Before we start the test, a bit of theory is needed. When a column is loaded in the VertiPaq engine (the in-memory database engine of Tabular), it is compressed using either hash-encoding or value encoding. Hash-encoding is the most common technique: VertiPaq creates a dictionary of the values in the column, and instead of storing the values it stores their index in the dictionary. In other words, regardless of the original datatype of the column, the column values are stored as integers. Therefore, when VertiPaq chooses hash-encoding for a column, its original data type is rather irrelevant from a technical point of view. These considerations are important in our scenario, since VertiPaq always chooses hash-encoding for columns that are involved in a relationship – as is our case.

The efficiency of hash-encoding depends on only two factors: the number of distinct values of the column and the data distribution. Regardless of whether we use an Integer or a Datetime, these two factors are identical.

This is the reason why the size of the two columns is the same. The following figure shows the size of the Order Date column using a Datetime.

The same table, with an Integer key looks like this below.

As you see, using an Integer produces a smaller dictionary. This is because each value in the dictionary is slightly smaller, but the column size is very close. Quite surprisingly, the Integer column produces a slightly larger column size: 2.6Gb compared with 2.5Gb when using a Datetime column. Overall, the difference is tiny and likely to be the result of a different choice of sort order for some segments in the table.

Because the two columns end up being the same size, all the performance tests we performed result in identical performance. From the query point of view, there are no differences between using an Integer or a DateTime.

Our findings align with the theory: we were not expecting to spot a difference from the storage and performance points of view.

There is a difference in the two data types when it comes to performing calculations. For example, if we need to compute the average delivery days by subtracting Order Date from Delivery Date, the calculation is much simpler to author in the scenario where the Sales table stores dates. Indeed, if the Sales table contains only the DateKey as an integer, then the calculation requires us to first retrieve the actual date from the Date table, and only later to perform the calculation.
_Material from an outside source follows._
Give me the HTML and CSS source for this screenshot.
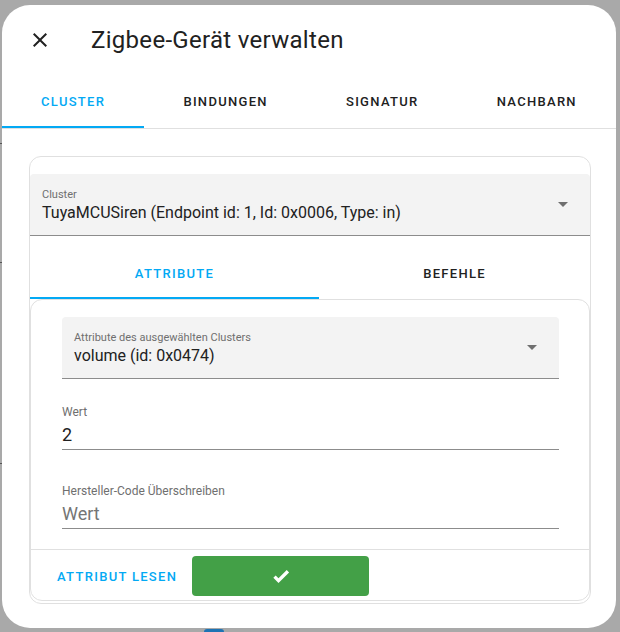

Here is the sample query when the Sales table stores a DateTime:

DEFINE
    MEASURE Sales[AvgDeliveryDays] =
        CALCULATE (
            AVERAGEX ( Sales, Sales[Delivery Date] - Sales[Order Date] ),
            NOT ISBLANK ( Sales[Delivery Date] )
        )
EVALUATE
SUMMARIZECOLUMNS (
    'Date'[Year],
    'Date'[Month],
    "Avg delivery", [AvgDeliveryDays]
)

If we store Order Date using an Integer, the same query is a bit more complex because it transforms integers into dates to perform the subtraction:

DEFINE
    MEASURE Sales[AvgDeliveryDays] =
        CALCULATE (
            AVERAGEX (
                Sales,
                VAR DeliveryDate =
                    LOOKUPVALUE ( 'Date'[Date], 'Date'[DateKey], Sales[DeliveryDateKey] )
                VAR OrderDate =
                    RELATED ( 'Date'[Date] )
                RETURN
                    DeliveryDate - OrderDate
            ),
            NOT ISBLANK ( Sales[DeliveryDateKey] )
        )
EVALUATE
SUMMARIZECOLUMNS (
    'Date'[Year],
    'Date'[Month],
    "Avg delivery", [AvgDeliveryDays]
)

The difference in complexity of the code is also reflected in its performance. The query using a Datetime column runs in 873 milliseconds and it is a pure Storage Engine (SE) query:

On the other hand, the query running on the model with an Integer requires 3.5 seconds. To make the comparison worse, 2.6 of these 3.5 seconds are required by a CallbackDataID that involves the usage of the Formula Engine (FE). As such, it does not take advantage of the cache.

To make sure we are being thorough, it is worth noting that this scenario can be better optimized. Indeed, the complexity of the code is in the use of LOOKUPVALUE. We use LOOKUPVALUE because it would be extremely complex to use RELATED on an inactive relationship in a row context (see USERELATIONSHIP in calculated columns – SQLBI for more details on the topic). A possible solution is to create a new DeliveryDate table that contains the combinations of DateKey and Date, with a relationship with Sales based on Sales[DeliveryDateKey]. This new table is a technical table with the sole purpose of using RELATED instead of LOOKUPVALUE. As such, it is hidden.

The code would be simpler:

DEFINE
    MEASURE Sales[AvgDeliveryDays] =
        CALCULATE (
            AVERAGEX (
                Sales,
                RELATED ( DeliveryDate[Date] ) - RELATED ( 'Date'[Date] )
            ),
            NOT ISBLANK ( Sales[DeliveryDateKey] )
        )
EVALUATE
SUMMARIZECOLUMNS (
    'Date'[Year],
    'Date'[Month],
    "Avg delivery", [AvgDeliveryDays]
)

The execution time, albeit not as fast as the solution that relies on DateTime – it is 20% slower – is much better than the solution using LOOKUPVALUE.

Therefore, we can conclude that there are no differences in terms of performance and storage between using a Datetime or an Integer column. However, there is a difference in terms of usability of the column’s content.

By storing a Datetime, the value of the column is readily available in the Sales table. This makes it easier to author DAX code and to perform calculations based on the Date column. Any such calculation is more intricate if you store an Integer, because of the extra steps required to transform the Integer value into the related Date.

In the absence of calculations involving the dates, the choice is irrelevant. In case you perform calculations or if you want to stay on the safe side in case there might be future calculations, then using a Datetime is definitely a better choice.